▶ [LISTED RECORDS]

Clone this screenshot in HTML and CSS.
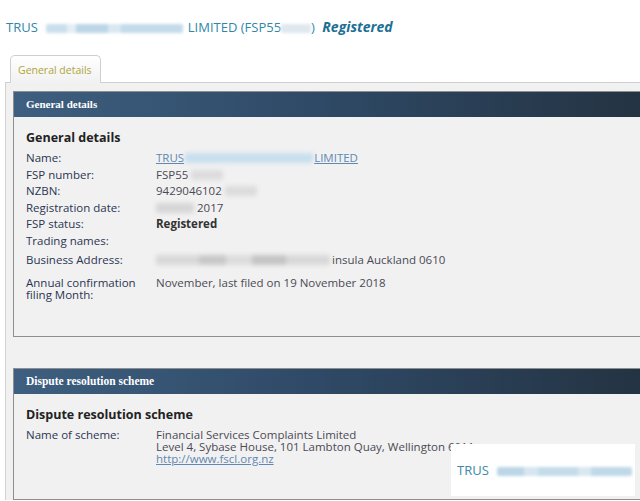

---

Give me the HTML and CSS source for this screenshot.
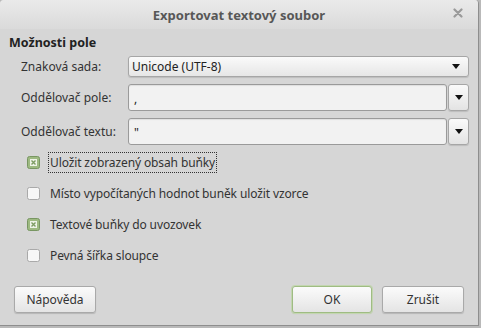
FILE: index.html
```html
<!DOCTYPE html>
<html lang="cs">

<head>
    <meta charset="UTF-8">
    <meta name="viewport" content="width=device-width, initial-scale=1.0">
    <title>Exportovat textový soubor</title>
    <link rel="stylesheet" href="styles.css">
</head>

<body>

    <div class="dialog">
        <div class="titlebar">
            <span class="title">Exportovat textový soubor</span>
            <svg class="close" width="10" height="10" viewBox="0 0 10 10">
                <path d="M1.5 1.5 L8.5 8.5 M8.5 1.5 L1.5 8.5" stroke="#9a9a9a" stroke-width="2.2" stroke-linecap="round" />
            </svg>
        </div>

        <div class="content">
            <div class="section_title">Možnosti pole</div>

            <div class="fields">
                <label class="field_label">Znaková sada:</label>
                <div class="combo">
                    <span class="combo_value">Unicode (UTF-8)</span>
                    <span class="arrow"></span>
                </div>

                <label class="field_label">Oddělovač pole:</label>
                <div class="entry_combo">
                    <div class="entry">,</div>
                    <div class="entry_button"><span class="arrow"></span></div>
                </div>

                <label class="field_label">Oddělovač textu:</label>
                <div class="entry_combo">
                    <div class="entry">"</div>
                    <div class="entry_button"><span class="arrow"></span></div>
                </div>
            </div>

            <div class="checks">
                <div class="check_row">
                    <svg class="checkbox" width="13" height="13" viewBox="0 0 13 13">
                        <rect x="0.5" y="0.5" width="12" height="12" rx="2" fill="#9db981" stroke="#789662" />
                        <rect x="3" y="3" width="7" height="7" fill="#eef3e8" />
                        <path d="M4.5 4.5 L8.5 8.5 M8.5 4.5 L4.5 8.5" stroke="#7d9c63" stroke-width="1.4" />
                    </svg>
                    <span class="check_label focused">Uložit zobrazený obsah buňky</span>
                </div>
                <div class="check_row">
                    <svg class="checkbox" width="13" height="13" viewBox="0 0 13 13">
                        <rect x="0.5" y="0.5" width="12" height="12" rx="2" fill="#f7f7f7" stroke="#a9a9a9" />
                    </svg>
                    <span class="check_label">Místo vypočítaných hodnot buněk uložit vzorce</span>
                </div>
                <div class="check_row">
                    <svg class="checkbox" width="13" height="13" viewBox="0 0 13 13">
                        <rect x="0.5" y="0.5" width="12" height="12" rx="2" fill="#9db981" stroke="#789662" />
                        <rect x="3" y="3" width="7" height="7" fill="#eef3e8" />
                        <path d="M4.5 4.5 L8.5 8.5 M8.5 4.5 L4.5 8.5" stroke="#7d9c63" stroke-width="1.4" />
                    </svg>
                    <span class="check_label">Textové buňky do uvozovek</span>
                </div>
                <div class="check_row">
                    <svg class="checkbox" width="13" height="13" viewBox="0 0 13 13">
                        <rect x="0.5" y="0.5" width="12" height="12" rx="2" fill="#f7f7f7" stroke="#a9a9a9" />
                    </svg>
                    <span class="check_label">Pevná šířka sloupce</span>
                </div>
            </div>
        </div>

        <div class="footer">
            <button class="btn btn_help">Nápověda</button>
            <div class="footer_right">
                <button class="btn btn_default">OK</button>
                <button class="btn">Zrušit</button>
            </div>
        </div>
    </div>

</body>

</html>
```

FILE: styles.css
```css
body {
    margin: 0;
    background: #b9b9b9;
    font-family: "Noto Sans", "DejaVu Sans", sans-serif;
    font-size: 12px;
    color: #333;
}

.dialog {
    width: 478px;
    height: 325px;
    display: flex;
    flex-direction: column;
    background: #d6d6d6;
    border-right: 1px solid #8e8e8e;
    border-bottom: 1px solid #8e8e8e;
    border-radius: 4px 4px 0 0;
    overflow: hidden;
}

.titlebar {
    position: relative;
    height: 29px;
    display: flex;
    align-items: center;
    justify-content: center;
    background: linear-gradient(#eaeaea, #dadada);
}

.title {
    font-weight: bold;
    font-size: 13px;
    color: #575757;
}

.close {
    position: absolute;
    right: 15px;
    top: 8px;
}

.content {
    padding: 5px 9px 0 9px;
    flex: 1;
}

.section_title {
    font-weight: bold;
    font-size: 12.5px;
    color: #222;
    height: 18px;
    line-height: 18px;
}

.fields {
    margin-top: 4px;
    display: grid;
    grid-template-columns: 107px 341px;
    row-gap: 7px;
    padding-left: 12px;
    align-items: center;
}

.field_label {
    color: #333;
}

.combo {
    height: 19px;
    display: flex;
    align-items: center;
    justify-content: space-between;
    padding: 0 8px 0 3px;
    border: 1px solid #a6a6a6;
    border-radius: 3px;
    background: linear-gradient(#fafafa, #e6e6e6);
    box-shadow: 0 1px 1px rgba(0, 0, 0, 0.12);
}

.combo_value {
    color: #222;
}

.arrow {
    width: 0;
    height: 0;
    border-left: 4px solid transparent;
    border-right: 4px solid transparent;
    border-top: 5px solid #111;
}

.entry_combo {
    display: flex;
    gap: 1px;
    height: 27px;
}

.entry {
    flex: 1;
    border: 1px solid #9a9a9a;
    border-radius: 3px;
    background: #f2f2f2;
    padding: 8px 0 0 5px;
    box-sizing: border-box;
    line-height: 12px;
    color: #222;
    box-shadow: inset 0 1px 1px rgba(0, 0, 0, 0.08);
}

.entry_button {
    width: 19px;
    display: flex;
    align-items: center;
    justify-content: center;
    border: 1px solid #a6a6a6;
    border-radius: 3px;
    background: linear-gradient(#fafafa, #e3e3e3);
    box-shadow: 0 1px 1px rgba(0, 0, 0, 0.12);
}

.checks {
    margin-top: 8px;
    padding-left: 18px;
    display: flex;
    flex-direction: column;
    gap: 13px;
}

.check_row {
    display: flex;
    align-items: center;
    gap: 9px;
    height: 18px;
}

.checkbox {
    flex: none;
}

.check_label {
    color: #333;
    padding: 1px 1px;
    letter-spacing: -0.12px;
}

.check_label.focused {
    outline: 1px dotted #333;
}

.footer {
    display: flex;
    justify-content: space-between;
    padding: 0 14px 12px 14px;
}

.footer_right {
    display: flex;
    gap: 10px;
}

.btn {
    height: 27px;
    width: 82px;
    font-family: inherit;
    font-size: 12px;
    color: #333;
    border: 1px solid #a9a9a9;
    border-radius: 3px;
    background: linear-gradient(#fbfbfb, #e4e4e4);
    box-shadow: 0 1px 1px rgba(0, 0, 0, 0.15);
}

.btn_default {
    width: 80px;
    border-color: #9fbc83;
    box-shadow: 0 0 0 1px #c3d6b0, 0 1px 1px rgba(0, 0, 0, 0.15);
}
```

▶ [YOUR GOAL] Where does the word "screenshot" appear? Return each line that holds it.

▶ [COMPLETED TASK]
Clone this screenshot in HTML and CSS.
Give me the HTML and CSS source for this screenshot.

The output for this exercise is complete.